Counting the Cost

Turkey’s economy after the coup

Will the Turkish economy remain resilient in the face of political upheaval?

Last week, Turkey overcame a failed attempted coup and has since seen massive political upheaval.

As President Recep Tayyip Erdogan manages government institutions, with mass detentions, sackings and suspensions sweeping across the country, many question what effect the political instability will have on Turkey’s economy.

The Asia-Europe crossroads is hooked on foreign capital, but how will foreign investors feel about deals with a country that has seen countless bombings and ongoing political unrest?

Travel and tourism revenues have already seen a decline as a result of the recent bombings, with the future of the industry at a real risk. This comes at a time when the country’s current budget deficit – for example the difference between cost of imports and exports – sits at 4.5 percent and the annual growth of the Turkish economy has slowed down to 3.5 percent only this year.

Further to that, the Turkish Lira hit an all-time low in exchange for the US dollar, and US global rating agency Standard & Poor’s changed the country’s outlook to negative as a result of the coup.

However, in spite of the shake-up, Turkish Deputy Prime Minister and former Minister of Finance Mehmet Simsek says the market economy model will not change and that there is confidence in the Turkish economy withstanding the current storm – as it has done in the past.

“The state of emergency, legal authority, will only be used against coup perpetrators and their affiliates. Ordinary life, business life, will continue as usual,” says Simsek.

“The commitment is that we will maintain sound, rational macroeconomic policies. We will stick to market economy. There has never been, and will never be, consideration of any other model,” he continues. “Why? Because that model served Turkey well. It has done phenomenally well in the past and the Turkish economy has proved itself to be fairly resilient in the face of various shocks.”

Nilufer Sezgin, chief economist at IS Asset Management, echoes much of the same sentiment and highlights the fickle nature of short-term portfolio investments as replaceable “hot money” as opposed to long-term foreign investment, which is less likely to suffer the consequences of the current turmoil.

“Even during the Lehman Brothers crisis that hit entire global credit markets, the Turkish economy did not experience a long-lasting decline in external debt generation or roll-over ratios, so to speak,” says Sezgin. “Going forward, we will monitor whether further rating institutions will keep downgrading Turkey or whether they are going to wait and see the actions to be taken and then act accordingly.” 

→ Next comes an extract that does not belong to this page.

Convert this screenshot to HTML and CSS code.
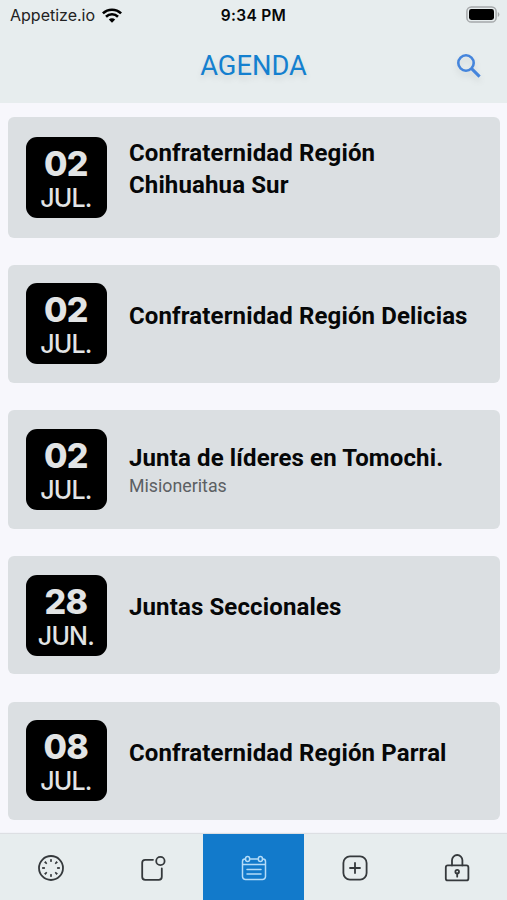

But will Turkish economic “resilience” translate into international confidence?

Also on this episode of Counting the Cost:

Italy’s crippling debts: Italy is currently suffering a banking crisis that could be the next big threat to the Eurozone post-Brexit. Italian banks are crippled with bad loans, totalling $395bn (360bn Euros), or what amounts to almost one-fifth of the country’s GDP.

Italy’s government is looking at resolving the issue by buying out the bad loans held by Italy’s largest – and the world’s oldest – bank, Banca Monte dei Paschi di Siena, using state and private money.

However, the EU has changed bailout rules, now claiming that taxpayer-funded bailouts are no longer allowed. A bail-in is what is now required, with bond holders and investors taking the first hit.

With loopholes in the interpretation of the EU rules, and no confirmed feedback as to resolving the debt crisis, how will Italy proceed? We speak to Alberto Gallo, head of macro strategies at London-based hedge fund Algebris.  

Iran’s new business hub: Kish Island, 19 kilometres off the Iranian coast in the Gulf, is gearing up to become one of Iran’s newest international business hubs post the historic nuclear deal.

As sanctions are lifted, Kish Island – a free-trade zone and already experiencing a footfall of a million visitors annually to its duty-free zones – is positioning itself as a haven for foreign investors who can finally enter the Iranian market, free from the rules and regulations of the mainland.